Aims  To examine trends in prescription opioid (PO) injection and to assess its association with hepatitis C virus (HCV) seroconversion among injection drug users (IDUs).

Design  Prospective cohort study.

Setting  Montreal, Canada.

Participants  HCV-negative IDUs at baseline, reporting injection in the past month.

Measurements  Semi-annual visits included HCV antibody testing and an interview-administered questionnaire assessing risk behaviours. HCV incidence rate was calculated using the person–time method. Time-updated Cox regression models were conducted to examine predictors of HCV incidence.

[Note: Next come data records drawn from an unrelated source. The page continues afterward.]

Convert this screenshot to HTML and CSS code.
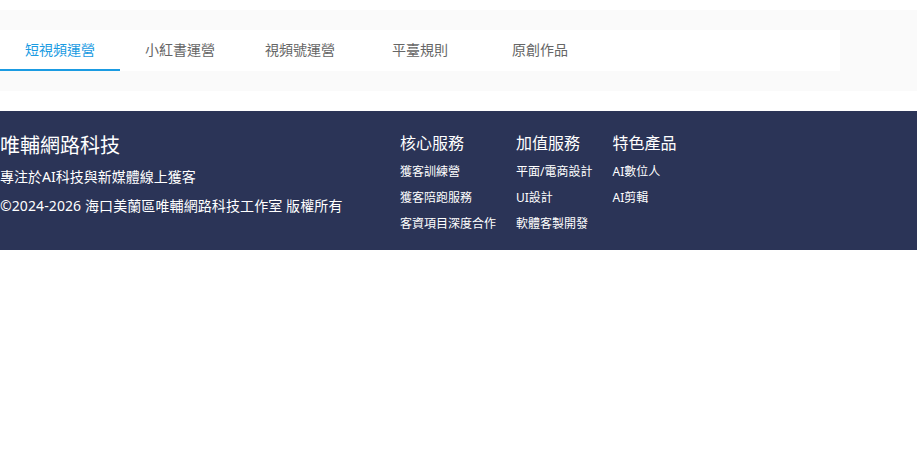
FILE: index.html
```html
<!DOCTYPE html>
<html lang="zh-Hant">
<head>
<meta charset="utf-8">
<link rel="stylesheet" href="styles.css">
</head>
<body>
<div class="band">
  <nav class="tabs">
    <div class="tab active">短視頻運營</div>
    <div class="tab">小紅書運營</div>
    <div class="tab">視頻號運營</div>
    <div class="tab">平臺規則</div>
    <div class="tab">原創作品</div>
  </nav>
</div>
<footer class="footer">
  <div class="brand">
    <div class="brand-name">唯輔網路科技</div>
    <div class="brand-slogan">專注於AI科技與新媒體線上獲客</div>
    <div class="brand-copy">©2024-2026 海口美蘭區唯輔網路科技工作室 版權所有</div>
  </div>
  <div class="col">
    <div class="col-title">核心服務</div>
    <div class="col-item">獲客訓練營</div>
    <div class="col-item">獲客陪跑服務</div>
    <div class="col-item">客資項目深度合作</div>
  </div>
  <div class="col">
    <div class="col-title">加值服務</div>
    <div class="col-item">平面/電商設計</div>
    <div class="col-item">UI設計</div>
    <div class="col-item">軟體客製開發</div>
  </div>
  <div class="col">
    <div class="col-title">特色產品</div>
    <div class="col-item">AI數位人</div>
    <div class="col-item">AI剪輯</div>
  </div>
</footer>
</body>
</html>
```
FILE: styles.css
```css
html, body {
  margin: 0;
  padding: 0;
  background: #ffffff;
  font-family: "Noto Sans", "Noto Sans CJK TC", sans-serif;
}
.band {
  margin-top: 10px;
  background: #fafafa;
  padding: 20px 0;
}
.tabs {
  width: 840px;
  height: 41px;
  background: #ffffff;
  display: flex;
}
.tab {
  width: 120px;
  box-sizing: border-box;
  height: 41px;
  line-height: 40px;
  text-align: center;
  font-size: 14px;
  color: #666666;
}
.tab.active {
  color: #1a9be2;
  border-bottom: 2px solid #1a9be2;
  line-height: 39px;
}
.footer {
  margin-top: 20px;
  background: #2b3457;
  color: #ffffff;
  display: flex;
  gap: 20px;
  padding: 21px 0 13px;
}
.brand {
  width: 380px;
}
.brand-name {
  font-size: 20px;
  line-height: 28px;
}
.brand-slogan {
  font-size: 14px;
  line-height: 20px;
  margin-top: 7px;
}
.brand-copy {
  font-size: 14px;
  line-height: 20px;
  margin-top: 9px;
  letter-spacing: 0.1px;
}
.col-title {
  font-size: 16px;
  line-height: 22px;
  margin-bottom: 5px;
}
.col-item {
  font-size: 12px;
  line-height: 26px;
}
```
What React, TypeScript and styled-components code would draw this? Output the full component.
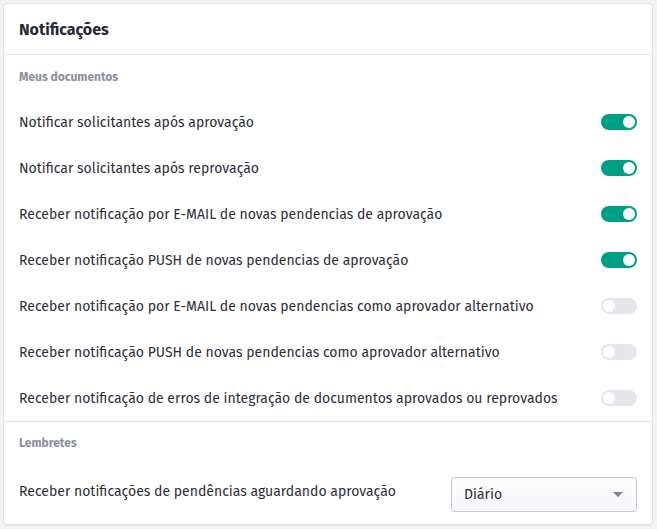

Findings  The proportion of IDUs reporting PO injection increased from 21% to 75% between 2004 and 2009 (P < 0.001). Of the 246 participants (81.6% male; mean age 34.5 years; mean follow-up time 23 months), 83 seroconverted to HCV [incidence rate: 17.9 per 100 person-years; 95% confidence interval (CI) 14.3, 22.1]. Compared to non-PO injectors, PO injectors were more likely to become infected [adjusted hazard ratio (AHR): 1.87; 95%CI:1.16, 3.03]. An effect modification was also found: PO injectors who did not inject heroin were more likely to become infected (AHR: 2.88; 95%CI: 1.52, 5.45) whereas no association was found for participants using both drugs (AHR: 1.19; 95% CI: 0.61, 2.30). Other independent predictors of HCV incidence were: cocaine injection, recent incarceration and >30 injections per month.

Conclusions  Prescription opioid injectors who do not inject heroin are at greater risk for HCV seroconversion than are those injecting both heroin and prescription opioids. Important differences in age, behaviour and social context suggest a need for targeted outreach strategies to this population.